You’re welcome, Michelle. You are blessed to have that support team that helps to keep you balanced.
If I don’t ask, someone else will… You weren’t the one driving when you typed this comment, were you? 🙂
LOL! No, alas that is the roller coaster car next to me. I am safely at home, watching my boys drive their toy cars all over the living room.
Thanks, Mary. That post is a keeper.
You’re welcome, Jenny. Thanks for stopping by.
Perfect timing with this post! God’s timing. 🙂 My book just went live – I won a writing contest with a self-publisher and got to publish for no charge – and there’s lots of strange emotions I’m dealing with. This post hit home. Thank you for the ancouragement! 🙂
Congratulations on winning the contest. Enjoy the blessing. I can imagine a multitude of emotions you could be feeling at this time. I’m glad the timing was good for you.
Your first point resonates with me!

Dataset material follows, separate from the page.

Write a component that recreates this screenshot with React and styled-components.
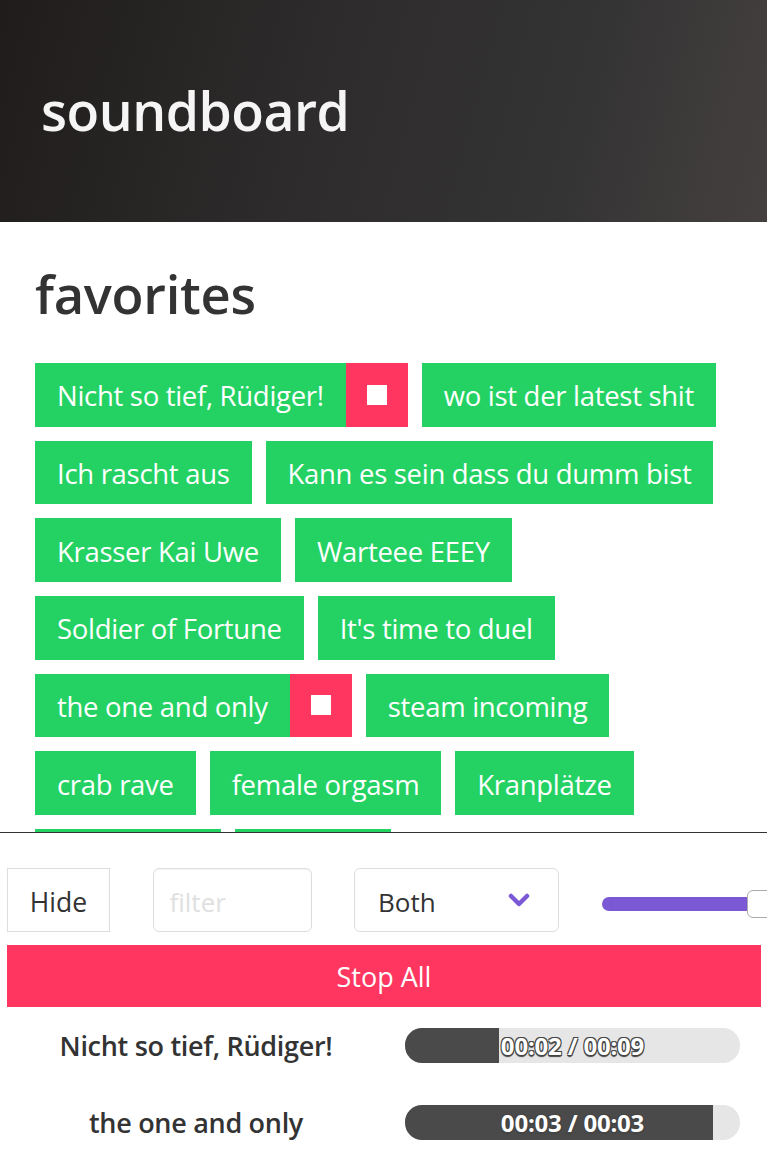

As a young writer and aspiring author, I feel God’s calling on my talent to write for His glory, but there is so much pride and selfish ambition that clouds my vision. I want to be so satisfied in Him that I will be content even if I never get published.
Grace, thanks for sharing. you are already ahead by recognizing these potential stumbling blocks. Making the first point a daily habit will help to balance your perspective.
What a great post! Encouraging and realistic. The balance. Thanks!
You’re welcome, Connie.
I think I missed the party, having to be away from my computer most of yesterday. But I wanted to let you know how much this encouraged me, and I’m keeping it in my Encouragement folder for those days when I need something to lift my spirits. Thank you.
An encouragement folder . . . great idea, Meghan. I’m glad to add to it.
Absolutely outstanding blog. I didn’t have time to read this when it came in, filed it away because the topic struck a nerve.
I hadn’t thought about using music as a writing tool to stir passion. Music itself might add pleasure to my writing experience, too. I’ve always chosen silence. Will try this.
Thanks for taking time to share your knowledge and give us writers who have experienced both ups and downs a boost.
You’re welcome, Judith. Glad it gave you a boost. Enjoy the music!